Pode parecer preconceito. Afinal, apesar de carregado e por vezes com sílabas e fonemas comidos pela pronúncia, o que dificulta a compreensão de tudo que dizem, pelo menos até que nos acostumemos aos diálogos, não são sotaques tão impenetráveis assim para quem tem inglês fluente. Mas o que se pode esperar do país que disse sim ao Brexit? Há mentes progressistas aos montes por lá, como é o caso de Ken Loach e vários outros artistas que se posicionaram contra a xenofobia. Mas há também o oposto, pessoas que desejam que se fale em todo o Reino Unido o inglês do centro de Londres.

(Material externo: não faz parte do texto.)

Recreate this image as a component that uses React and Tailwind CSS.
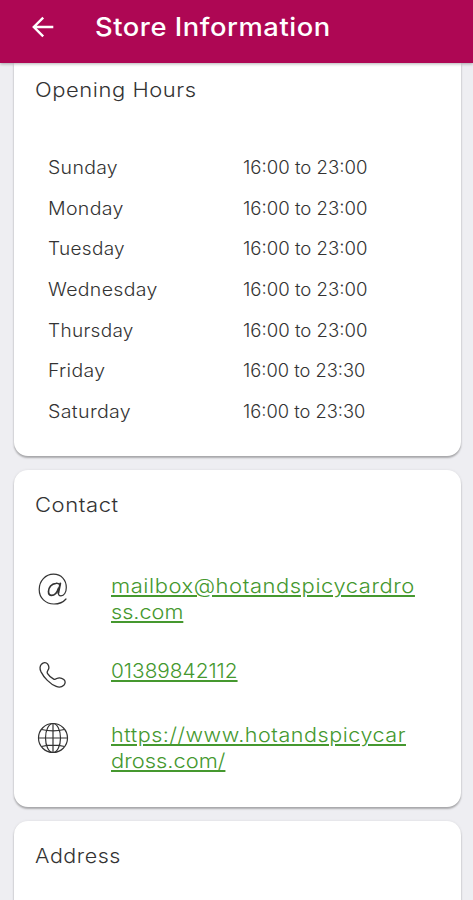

Loach nem sempre filma personagens politizados. Isso acontece em filmes como “Ventos da Liberdade” (2006) ou o belíssimo “Jimmy’s Hall” (2014), um de seus melhores longas. Geralmente filma alienados e/ou pobres que, pelo sofrimento e pela perda do poder aquisitivo da classe média decadente, aprendem a consciência de classes para, a partir daí, tornarem-se politizados. É o caso de, por exemplo, “Eu, Daniel Blake” (2016). Por vezes nem aprendem, só sofrem. É o caso de “Você Não Estava Aqui”.

Passada a fase panfletária de filmes como “Terra e Liberdade” (1995) e “Pão e Rosas” (1999), Loach finalmente encontrou uma via crítica salutar em tempos de neoliberalismo e cinismo dos economistas do mundo todo. Cai vez ou outra no exagero da comiseração, mas não ultrapassa o limite da chantagem emocional.

Como dizia Inácio Araujo a respeito de um outro filme, “Você Não Estava Aqui” representa um pouco do espírito de recusa que ainda sobrou no mundo do cinema.